-- START INFORMATION SHOWN --

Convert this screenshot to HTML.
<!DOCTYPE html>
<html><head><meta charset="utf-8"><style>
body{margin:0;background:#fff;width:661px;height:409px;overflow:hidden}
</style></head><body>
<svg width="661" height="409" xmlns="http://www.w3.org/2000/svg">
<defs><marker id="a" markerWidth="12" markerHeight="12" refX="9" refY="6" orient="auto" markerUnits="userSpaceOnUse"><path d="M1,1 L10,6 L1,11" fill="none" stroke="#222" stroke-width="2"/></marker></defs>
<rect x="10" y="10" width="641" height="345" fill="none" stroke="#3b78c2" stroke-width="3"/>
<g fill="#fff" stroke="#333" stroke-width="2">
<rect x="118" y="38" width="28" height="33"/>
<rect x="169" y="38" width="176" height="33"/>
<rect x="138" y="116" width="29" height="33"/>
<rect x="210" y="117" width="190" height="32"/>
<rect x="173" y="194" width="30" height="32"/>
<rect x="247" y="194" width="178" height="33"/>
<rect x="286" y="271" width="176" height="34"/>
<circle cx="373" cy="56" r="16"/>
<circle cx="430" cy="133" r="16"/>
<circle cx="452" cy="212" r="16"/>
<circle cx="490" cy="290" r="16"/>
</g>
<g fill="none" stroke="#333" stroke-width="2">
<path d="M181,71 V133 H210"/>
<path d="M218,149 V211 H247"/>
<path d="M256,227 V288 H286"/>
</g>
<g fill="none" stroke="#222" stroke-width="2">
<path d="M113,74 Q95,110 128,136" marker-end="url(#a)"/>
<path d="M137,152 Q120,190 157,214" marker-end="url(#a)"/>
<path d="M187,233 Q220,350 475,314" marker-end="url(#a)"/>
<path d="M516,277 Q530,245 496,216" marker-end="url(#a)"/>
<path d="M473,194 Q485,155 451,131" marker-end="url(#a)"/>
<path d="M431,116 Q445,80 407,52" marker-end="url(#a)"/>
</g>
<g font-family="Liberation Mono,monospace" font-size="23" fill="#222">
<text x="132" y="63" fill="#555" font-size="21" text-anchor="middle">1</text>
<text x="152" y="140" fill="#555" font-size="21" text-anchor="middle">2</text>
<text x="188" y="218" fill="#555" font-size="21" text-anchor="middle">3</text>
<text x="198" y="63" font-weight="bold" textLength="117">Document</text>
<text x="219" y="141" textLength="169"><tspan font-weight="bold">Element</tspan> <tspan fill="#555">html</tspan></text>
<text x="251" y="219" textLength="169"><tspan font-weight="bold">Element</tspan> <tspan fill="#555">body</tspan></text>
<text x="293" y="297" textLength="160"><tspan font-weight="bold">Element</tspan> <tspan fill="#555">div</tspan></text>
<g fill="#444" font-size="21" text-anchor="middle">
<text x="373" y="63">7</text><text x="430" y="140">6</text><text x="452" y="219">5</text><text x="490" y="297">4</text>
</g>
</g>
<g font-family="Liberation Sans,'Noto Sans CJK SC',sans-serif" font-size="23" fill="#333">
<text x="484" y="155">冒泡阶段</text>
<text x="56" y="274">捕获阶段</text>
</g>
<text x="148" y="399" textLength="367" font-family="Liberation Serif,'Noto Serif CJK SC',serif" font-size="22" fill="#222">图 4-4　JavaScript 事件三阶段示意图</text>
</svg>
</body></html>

-- END INFORMATION SHOWN --

• STATED EXERCISE:
Return each line of the data exactly as written above.

• RIGHT ANSWER:
Convert this screenshot to HTML.
<!DOCTYPE html>
<html><head><meta charset="utf-8"><style>
body{margin:0;background:#fff;width:661px;height:409px;overflow:hidden}
</style></head><body>
<svg width="661" height="409" xmlns="http://www.w3.org/2000/svg">
<defs><marker id="a" markerWidth="12" markerHeight="12" refX="9" refY="6" orient="auto" markerUnits="userSpaceOnUse"><path d="M1,1 L10,6 L1,11" fill="none" stroke="#222" stroke-width="2"/></marker></defs>
<rect x="10" y="10" width="641" height="345" fill="none" stroke="#3b78c2" stroke-width="3"/>
<g fill="#fff" stroke="#333" stroke-width="2">
<rect x="118" y="38" width="28" height="33"/>
<rect x="169" y="38" width="176" height="33"/>
<rect x="138" y="116" width="29" height="33"/>
<rect x="210" y="117" width="190" height="32"/>
<rect x="173" y="194" width="30" height="32"/>
<rect x="247" y="194" width="178" height="33"/>
<rect x="286" y="271" width="176" height="34"/>
<circle cx="373" cy="56" r="16"/>
<circle cx="430" cy="133" r="16"/>
<circle cx="452" cy="212" r="16"/>
<circle cx="490" cy="290" r="16"/>
</g>
<g fill="none" stroke="#333" stroke-width="2">
<path d="M181,71 V133 H210"/>
<path d="M218,149 V211 H247"/>
<path d="M256,227 V288 H286"/>
</g>
<g fill="none" stroke="#222" stroke-width="2">
<path d="M113,74 Q95,110 128,136" marker-end="url(#a)"/>
<path d="M137,152 Q120,190 157,214" marker-end="url(#a)"/>
<path d="M187,233 Q220,350 475,314" marker-end="url(#a)"/>
<path d="M516,277 Q530,245 496,216" marker-end="url(#a)"/>
<path d="M473,194 Q485,155 451,131" marker-end="url(#a)"/>
<path d="M431,116 Q445,80 407,52" marker-end="url(#a)"/>
</g>
<g font-family="Liberation Mono,monospace" font-size="23" fill="#222">
<text x="132" y="63" fill="#555" font-size="21" text-anchor="middle">1</text>
<text x="152" y="140" fill="#555" font-size="21" text-anchor="middle">2</text>
<text x="188" y="218" fill="#555" font-size="21" text-anchor="middle">3</text>
<text x="198" y="63" font-weight="bold" textLength="117">Document</text>
<text x="219" y="141" textLength="169"><tspan font-weight="bold">Element</tspan> <tspan fill="#555">html</tspan></text>
<text x="251" y="219" textLength="169"><tspan font-weight="bold">Element</tspan> <tspan fill="#555">body</tspan></text>
<text x="293" y="297" textLength="160"><tspan font-weight="bold">Element</tspan> <tspan fill="#555">div</tspan></text>
<g fill="#444" font-size="21" text-anchor="middle">
<text x="373" y="63">7</text><text x="430" y="140">6</text><text x="452" y="219">5</text><text x="490" y="297">4</text>
</g>
</g>
<g font-family="Liberation Sans,'Noto Sans CJK SC',sans-serif" font-size="23" fill="#333">
<text x="484" y="155">冒泡阶段</text>
<text x="56" y="274">捕获阶段</text>
</g>
<text x="148" y="399" textLength="367" font-family="Liberation Serif,'Noto Serif CJK SC',serif" font-size="22" fill="#222">图 4-4　JavaScript 事件三阶段示意图</text>
</svg>
</body></html>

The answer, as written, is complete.